Looking at the data below, count the lines that contain the string "page". Write only the total.

>> START RECORDS FOR THIS TASK

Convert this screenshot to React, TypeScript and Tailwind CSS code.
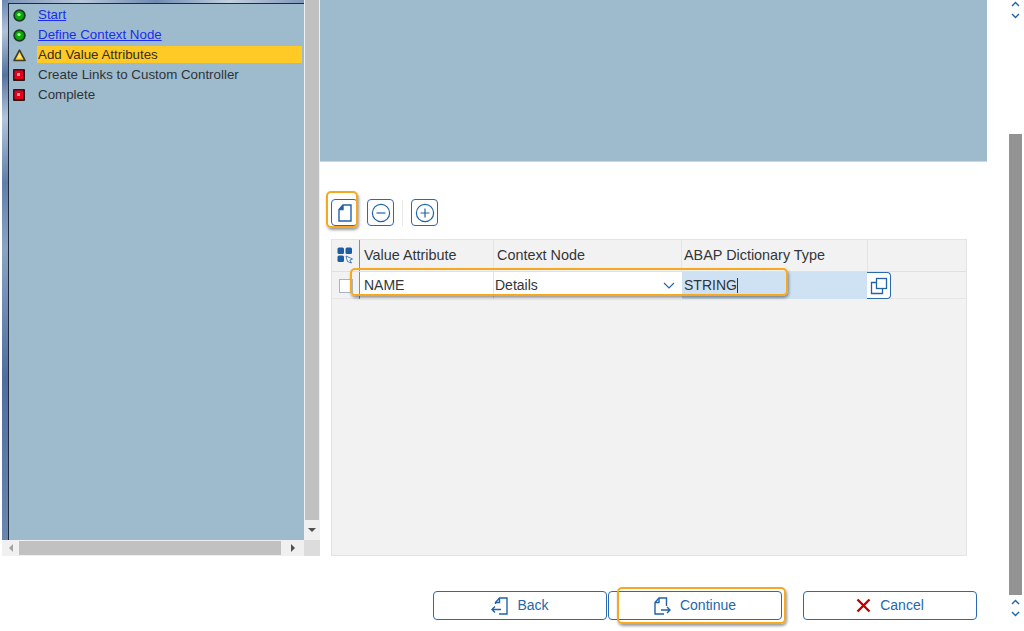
import type { ReactNode } from 'react';

const BLUE = '#2263a8';

function GreenDot() {
  return (
    <svg width="13" height="13" viewBox="0 0 13 13">
      <circle cx="6.5" cy="6.5" r="6.2" fill="#1d3a24" />
      <circle cx="6.5" cy="6.5" r="4.5" fill="#0aa80a" />
      <circle cx="6" cy="5.6" r="1.7" fill="#a8f590" />
    </svg>
  );
}

function YellowTriangle() {
  return (
    <svg width="13" height="13" viewBox="0 0 13 13">
      <path d="M6.5 1.2 L12 11.5 L1 11.5 Z" fill="#fbd23a" stroke="#3f3b2c" strokeWidth="1.6" strokeLinejoin="round" />
      <path d="M6.5 4.5 L8.6 9 L4.4 9 Z" fill="#ffe88a" />
    </svg>
  );
}

function RedSquare() {
  return (
    <svg width="12" height="12" viewBox="0 0 12 12">
      <rect x="0" y="0" width="12" height="12" rx="1" fill="#2c1a1a" />
      <rect x="1.5" y="1.5" width="8.5" height="8.5" fill="#e4001a" />
      <rect x="4" y="4" width="3" height="3" fill="#ff9aa0" />
    </svg>
  );
}

function StepRow({ icon, active, link, children }: { icon: ReactNode; active?: boolean; link?: boolean; children: ReactNode }) {
  return (
    <div className="flex h-5 items-center">
      <div className="flex w-[28px] shrink-0 items-center pl-[4px]">{icon}</div>
      <div
        className={
          active
            ? 'mb-[1px] flex h-[17px] flex-1 items-center bg-[#ffc926] pl-[1px] pt-[1px] text-[13.33px] text-[#33301f]'
            : link
              ? 'pl-[1px] text-[13.33px] text-[#1c2cf0] underline'
              : 'pl-[1px] text-[13.33px] text-[#2f3338]'
        }
      >
        {children}
      </div>
    </div>
  );
}

function ToolButton({ children }: { children: ReactNode }) {
  return (
    <button className="flex h-[27px] w-[27px] items-center justify-center rounded-[4px] border border-[#2a6bb0] bg-white">
      {children}
    </button>
  );
}

function FooterButton({ icon, label }: { icon: ReactNode; label: string }) {
  return (
    <button className="flex h-[29px] w-[174px] items-center justify-center gap-[9px] rounded-[4px] border border-[#2a6bb0] bg-white text-[14px] text-[#2467ad]">
      {icon}
      <span>{label}</span>
    </button>
  );
}

function Chevrons() {
  return (
    <div className="flex h-[18px] flex-col items-center justify-between">
      <svg width="9" height="6" viewBox="0 0 9 6" fill="none" stroke={BLUE} strokeWidth="1.4">
        <path d="M1 5 L4.5 1.5 L8 5" />
      </svg>
      <svg width="9" height="6" viewBox="0 0 9 6" fill="none" stroke={BLUE} strokeWidth="1.4">
        <path d="M1 1 L4.5 4.5 L8 1" />
      </svg>
    </div>
  );
}

function Highlight({ className }: { className: string }) {
  return <div className={`pointer-events-none absolute rounded-[5px] border-[2px] border-[#f6a81e] shadow-[1px_2px_3px_rgba(0,0,0,0.4)] ${className}`} />;
}

export default function App() {
  return (
    <div className="relative flex h-[631px] w-[1024px] overflow-hidden bg-white font-['Liberation_Sans',Arial,sans-serif]">
      {/* wizard step tree */}
      <div className="flex h-[556px] w-[320px] shrink-0 flex-col pl-[2px]">
        <div className="flex min-h-0 flex-1">
          <div className="w-[6px] bg-[linear-gradient(165deg,#6c88b2_0%,#b0c2d8_6%,#55739f_14%,#b3c5da_22%,#5f7ea9_34%,#8ba4c4_46%,#4f6e9f_70%,#6a86b0_100%)]" />
          <div className="flex flex-1 flex-col">
            <div className="h-[3px] bg-[linear-gradient(90deg,#7f97ba,#b7c6da,#6f8ab1,#c3d0e0,#7f97ba)]" />
            <div className="flex-1 border-l border-t border-[#1e2b3f] bg-[#9dbbcd] pr-[2px] pt-[1px]">
              <StepRow icon={<GreenDot />} link>Start</StepRow>
              <StepRow icon={<GreenDot />} link>Define Context Node</StepRow>
              <StepRow icon={<YellowTriangle />} active>Add Value Attributes</StepRow>
              <StepRow icon={<RedSquare />}>Create Links to Custom Controller</StepRow>
              <StepRow icon={<RedSquare />}>Complete</StepRow>
            </div>
          </div>
          <div className="flex w-[16px] flex-col bg-[#f0f0f0]">
            <div className="ml-[1px] w-[14px] flex-1 bg-[#c1c1c1]" />
            <div className="flex h-[20px] items-center justify-center">
              <div className="h-0 w-0 border-x-[4px] border-t-[4px] border-x-transparent border-t-[#505050]" />
            </div>
          </div>
        </div>
        <div className="flex h-[16px] bg-[#f0f0f0]">
          <div className="flex w-[17px] items-center justify-center">
            <div className="h-0 w-0 border-y-[4px] border-r-[4px] border-y-transparent border-r-[#a3a3a3]" />
          </div>
          <div className="my-[1px] w-[262px] bg-[#c1c1c1]" />
          <div className="flex flex-1 items-center justify-center">
            <div className="h-0 w-0 border-y-[4px] border-l-[4px] border-y-transparent border-l-[#505050]" />
          </div>
          <div className="w-[16px] bg-[#dcdcdc]" />
        </div>
      </div>

      {/* main area */}
      <div className="flex w-[667px] shrink-0 flex-col">
        <div className="h-[162px] border-b border-[#c5d8e4] bg-[#9dbbcd]" />
        <div className="flex items-center pl-[11px] pt-[37px]">
          <ToolButton>
            <svg width="16" height="18" viewBox="0 0 16 18" fill="none" stroke={BLUE} strokeWidth="1.4">
              <path d="M6 1 H14 V17 H2 V5.5 Z" />
              <path d="M6 1 V5.5 H2" fill={BLUE} />
            </svg>
          </ToolButton>
          <div className="ml-[9px]">
            <ToolButton>
              <svg width="20" height="20" viewBox="0 0 20 20" fill="none" stroke={BLUE} strokeWidth="1.2">
                <circle cx="10" cy="10" r="8.6" />
                <path d="M5.5 10 H14.5" />
              </svg>
            </ToolButton>
          </div>
          <div className="mx-[8px] h-[26px] w-px bg-[#e8e8e8]" />
          <ToolButton>
            <svg width="20" height="20" viewBox="0 0 20 20" fill="none" stroke={BLUE} strokeWidth="1.2">
              <circle cx="10" cy="10" r="8.6" />
              <path d="M5.5 10 H14.5 M10 5.5 V14.5" />
            </svg>
          </ToolButton>
        </div>

        {/* attributes table */}
        <div className="ml-[11px] mt-[13px] flex h-[317px] w-[636px] flex-col border border-[#e4e4e4] bg-[#f2f2f2] text-[14px] text-[#32363a]">
          <div className="grid h-[32px] grid-cols-[28px_134px_188px_186px_1fr] items-center border-b border-[#e0e0e0] text-[14.4px]">
            <div className="flex h-full items-center justify-center border-r border-[#8c8c8c]">
              <svg width="17" height="17" viewBox="0 0 17 17">
                <rect x="0.5" y="0.5" width="6.5" height="6.5" rx="1.5" fill="#1d5da5" />
                <rect x="8.5" y="0.5" width="6.5" height="6.5" rx="1.5" fill="#1d5da5" />
                <rect x="0.5" y="8.5" width="6.5" height="6.5" rx="1.5" fill="#1d5da5" />
                <path d="M9 9 L15.5 12 L12.8 13 L14.5 16 L10.5 14.5 Z" fill="#fff" stroke="#1d5da5" strokeWidth="0.8" />
              </svg>
            </div>
            <div className="flex h-full items-center border-r border-[#e4e4e4] pl-[4px]">Value Attribute</div>
            <div className="flex h-full items-center border-r border-[#e4e4e4] pl-[3px]">Context Node</div>
            <div className="flex h-full items-center border-r border-[#e4e4e4] pl-[2px]">ABAP Dictionary Type</div>
            <div />
          </div>
          <div className="grid h-[27px] grid-cols-[28px_134px_188px_186px_1fr] border-b border-[#e6e6e6]">
            <div className="flex items-center justify-center border-r border-[#8c8c8c]">
              <div className="h-[14px] w-[14px] border border-[#a6b5c4] bg-white" />
            </div>
            <div className="flex items-center border-r border-[#e4e4e4] bg-white pb-[1px] pl-[4px]">NAME</div>
            <div className="flex items-center justify-between bg-white pb-[1px] pl-[1px] pr-[7px]">
              <span>Details</span>
              <svg width="12" height="7" viewBox="0 0 12 7" fill="none" stroke={BLUE} strokeWidth="1.1">
                <path d="M1 1 L6 6 L11 1" />
              </svg>
            </div>
            <div className="flex items-center bg-[#cfe2f3] pb-[1px] pl-[2px]">
              <span>STRING</span>
              <span className="h-[15px] w-px bg-[#32363a]" />
            </div>
            <div className="flex items-center">
              <button className="-ml-[1px] flex h-[27px] w-[24px] items-center justify-center rounded-r-[4px] border border-l-0 border-[#2a6bb0] bg-white">
                <svg width="18" height="18" viewBox="0 0 18 18" fill="none" stroke={BLUE} strokeWidth="1.3">
                  <rect x="6.5" y="1.5" width="10" height="10" />
                  <path d="M6.5 5.5 H1.5 V16.5 H12.5 V11.5" />
                </svg>
              </button>
            </div>
          </div>
        </div>

        {/* wizard buttons */}
        <div className="flex items-center pl-[113px] pt-[35px]">
          <FooterButton
            label="Back"
            icon={
              <svg width="17" height="18" viewBox="0 0 17 18" fill="none" stroke={BLUE} strokeWidth="1.4">
                <path d="M4.5 7 V5.5 L8.5 1 H16 V17 H8" />
                <path d="M8.5 1 V5.5 H4.5" />
                <path d="M10 12.5 H1 M4 9.5 L1 12.5 L4 15.5" />
              </svg>
            }
          />
          <div className="w-px" />
          <FooterButton
            label="Continue"
            icon={
              <svg width="17" height="18" viewBox="0 0 17 18" fill="none" stroke={BLUE} strokeWidth="1.4">
                <path d="M12.5 9 V1 H5 L1 5.5 V17 H10" />
                <path d="M5 1 V5.5 H1" />
                <path d="M7 13 H16 M13 10 L16 13 L13 16" />
              </svg>
            }
          />
          <div className="w-[21px]" />
          <FooterButton
            label="Cancel"
            icon={
              <svg width="15" height="15" viewBox="0 0 15 15" fill="none" stroke="#bb0000" strokeWidth="2.4">
                <path d="M1.5 1.5 L13.5 13.5 M13.5 1.5 L1.5 13.5" />
              </svg>
            }
          />
        </div>
      </div>

      {/* page scrollbar */}
      <div className="ml-[22px] flex h-[631px] w-[13px] shrink-0 flex-col items-center">
        <div className="pt-[1px]"><Chevrons /></div>
        <div className="mt-[115px] h-[461px] w-[13px] shrink-0 bg-[#939393]" />
        <div className="pt-[4px]"><Chevrons /></div>
      </div>

      {/* orange tutorial callouts */}
      <Highlight className="left-[326px] top-[191px] h-[37px] w-[32px]" />
      <Highlight className="left-[350px] top-[268px] h-[28px] w-[438px]" />
      <Highlight className="left-[617px] top-[587px] h-[37px] w-[169px]" />
    </div>
  );
}
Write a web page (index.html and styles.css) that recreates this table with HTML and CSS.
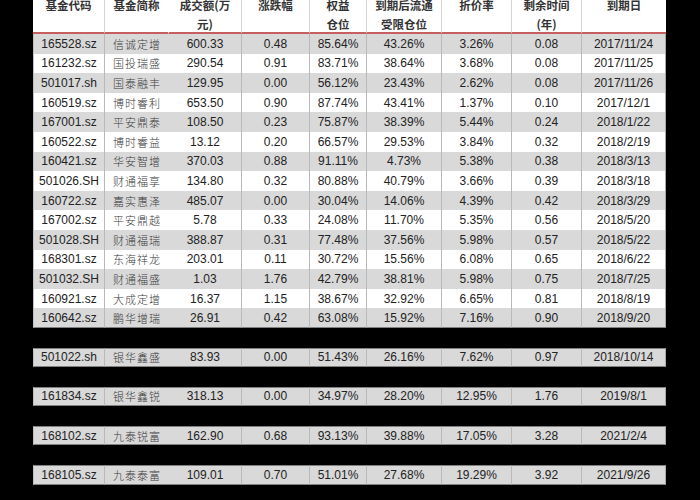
FILE: index.html
```html
<!DOCTYPE html>
<html lang="zh">
<head>
<meta charset="utf-8">
<link rel="stylesheet" href="styles.css">
</head>
<body>
<table class="grid">
  <colgroup>
    <col class="c1"><col class="c2"><col class="c3"><col class="c4"><col class="c5"><col class="c6"><col class="c7"><col class="c8"><col class="c9">
  </colgroup>
  <thead>
    <tr>
      <th><div class="h">基金代码</div></th>
      <th class="nosep"><div class="h">基金简称</div></th>
      <th><div class="h">成交额(万<br>元)</div></th>
      <th><div class="h">涨跌幅</div></th>
      <th><div class="h">权益<br>仓位</div></th>
      <th><div class="h">到期后流通<br>受限仓位</div></th>
      <th><div class="h">折价率</div></th>
      <th><div class="h">剩余时间<br>(年)</div></th>
      <th class="last"><div class="h">到期日</div></th>
    </tr>
  </thead>
  <tbody>
    <tr class="odd"><td>165528.sz</td><td class="name">信诚定增</td><td>600.33</td><td>0.48</td><td>85.64%</td><td>43.26%</td><td>3.26%</td><td>0.08</td><td class="last">2017/11/24</td></tr>
    <tr><td>161232.sz</td><td class="name">国投瑞盛</td><td>290.54</td><td>0.91</td><td>83.71%</td><td>38.64%</td><td>3.68%</td><td>0.08</td><td class="last">2017/11/25</td></tr>
    <tr class="odd"><td>501017.sh</td><td class="name">国泰融丰</td><td>129.95</td><td>0.00</td><td>56.12%</td><td>23.43%</td><td>2.62%</td><td>0.08</td><td class="last">2017/11/26</td></tr>
    <tr><td>160519.sz</td><td class="name">博时睿利</td><td>653.50</td><td>0.90</td><td>87.74%</td><td>43.41%</td><td>1.37%</td><td>0.10</td><td class="last">2017/12/1</td></tr>
    <tr class="odd"><td>167001.sz</td><td class="name">平安鼎泰</td><td>108.50</td><td>0.23</td><td>75.87%</td><td>38.39%</td><td>5.44%</td><td>0.24</td><td class="last">2018/1/22</td></tr>
    <tr><td>160522.sz</td><td class="name">博时睿益</td><td>13.12</td><td>0.20</td><td>66.57%</td><td>29.53%</td><td>3.84%</td><td>0.32</td><td class="last">2018/2/19</td></tr>
    <tr class="odd"><td>160421.sz</td><td class="name">华安智增</td><td>370.03</td><td>0.88</td><td>91.11%</td><td>4.73%</td><td>5.38%</td><td>0.38</td><td class="last">2018/3/13</td></tr>
    <tr><td>501026.SH</td><td class="name">财通福享</td><td>134.80</td><td>0.32</td><td>80.88%</td><td>40.79%</td><td>3.66%</td><td>0.39</td><td class="last">2018/3/18</td></tr>
    <tr class="odd"><td>160722.sz</td><td class="name">嘉实惠泽</td><td>485.07</td><td>0.00</td><td>30.04%</td><td>14.06%</td><td>4.39%</td><td>0.42</td><td class="last">2018/3/29</td></tr>
    <tr><td>167002.sz</td><td class="name">平安鼎越</td><td>5.78</td><td>0.33</td><td>24.08%</td><td>11.70%</td><td>5.35%</td><td>0.56</td><td class="last">2018/5/20</td></tr>
    <tr class="odd"><td>501028.SH</td><td class="name">财通福瑞</td><td>388.87</td><td>0.31</td><td>77.48%</td><td>37.56%</td><td>5.98%</td><td>0.57</td><td class="last">2018/5/22</td></tr>
    <tr><td>168301.sz</td><td class="name">东海祥龙</td><td>203.01</td><td>0.11</td><td>30.72%</td><td>15.56%</td><td>6.08%</td><td>0.65</td><td class="last">2018/6/22</td></tr>
    <tr class="odd"><td>501032.SH</td><td class="name">财通福盛</td><td>1.03</td><td>1.76</td><td>42.79%</td><td>38.81%</td><td>5.98%</td><td>0.75</td><td class="last">2018/7/25</td></tr>
    <tr><td>160921.sz</td><td class="name">大成定增</td><td>16.37</td><td>1.15</td><td>38.67%</td><td>32.92%</td><td>6.65%</td><td>0.81</td><td class="last">2018/8/19</td></tr>
    <tr class="odd end"><td>160642.sz</td><td class="name">鹏华增瑞</td><td>26.91</td><td>0.42</td><td>63.08%</td><td>15.92%</td><td>7.16%</td><td>0.90</td><td class="last">2018/9/20</td></tr>
    <tr class="gap"><td colspan="9"></td></tr>
    <tr class="odd solo"><td>501022.sh</td><td class="name">银华鑫盛</td><td>83.93</td><td>0.00</td><td>51.43%</td><td>26.16%</td><td>7.62%</td><td>0.97</td><td class="last">2018/10/14</td></tr>
    <tr class="gap"><td colspan="9"></td></tr>
    <tr class="odd solo"><td>161834.sz</td><td class="name">银华鑫锐</td><td>318.13</td><td>0.00</td><td>34.97%</td><td>28.20%</td><td>12.95%</td><td>1.76</td><td class="last">2019/8/1</td></tr>
    <tr class="gap"><td colspan="9"></td></tr>
    <tr class="odd solo"><td>168102.sz</td><td class="name">九泰锐富</td><td>162.90</td><td>0.68</td><td>93.13%</td><td>39.88%</td><td>17.05%</td><td>3.28</td><td class="last">2021/2/4</td></tr>
    <tr class="gap"><td colspan="9"></td></tr>
    <tr class="odd solo"><td>168105.sz</td><td class="name">九泰泰富</td><td>109.01</td><td>0.70</td><td>51.01%</td><td>27.68%</td><td>19.29%</td><td>3.92</td><td class="last">2021/9/26</td></tr>
  </tbody>
</table>
</body>
</html>
```
FILE: styles.css
```css
html, body {
  margin: 0;
  padding: 0;
  background: #000;
}

.grid {
  margin: -4px 0 0 33px;
  width: 633px;
  table-layout: fixed;
  border-collapse: separate;
  border-spacing: 0;
  font-family: "Liberation Sans", Arial, "Noto Sans CJK SC", sans-serif;
  font-size: 12px;
  color: #222;
}

.c1 { width: 72px; }
.c2 { width: 64px; }
.c3 { width: 73px; }
.c4 { width: 68px; }
.c5 { width: 57px; }
.c6 { width: 75px; }
.c7 { width: 70px; }
.c8 { width: 70px; }
.c9 { width: 84px; }

.grid th {
  background: #fff;
  padding: 0;
  vertical-align: top;
  border-right: 1px solid #d4d4d4;
  border-bottom: 2px solid #c75f60;
  font-family: "Noto Sans CJK SC", sans-serif;
  font-weight: 700;
  font-size: 11.5px;
  color: #333;
  text-align: center;
}

.grid th .h {
  height: 36px;
  line-height: 19px;
  overflow: visible;
}

.grid th.nosep { border-right-color: #fff; }
.grid th.last { border-right: none; }

.grid tbody tr { height: 19.6px; background: #fff; }
.grid tbody tr.odd { background: #d9d9d9; }

.grid td {
  padding: 0;
  line-height: 14px;
  text-align: center;
  vertical-align: middle;
  border-right: 1px solid #b9b9b9;
  white-space: nowrap;
}

.grid td:first-child { border-left: 1px solid #c0c0c0; }
.grid td.last { border-right: 1px solid #a8a8a8; }
.grid td.name {
  border-right: none;
  font-family: "Noto Sans CJK SC", sans-serif;
  font-weight: 300;
  font-size: 11px;
  letter-spacing: 1px;
  color: #3a3a3a;
}

.grid tr.end td { border-bottom: 1px solid #808080; }
.grid tr.solo td {
  border-top: 1px solid #808080;
  border-bottom: 1px solid #808080;
}

.grid tr.gap { background: #000; }
.grid tr.gap td {
  border: none;
  background: #000;
}
```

>> END RECORDS FOR THIS TASK

SOLUTION FOR THIS PROBLEM:
2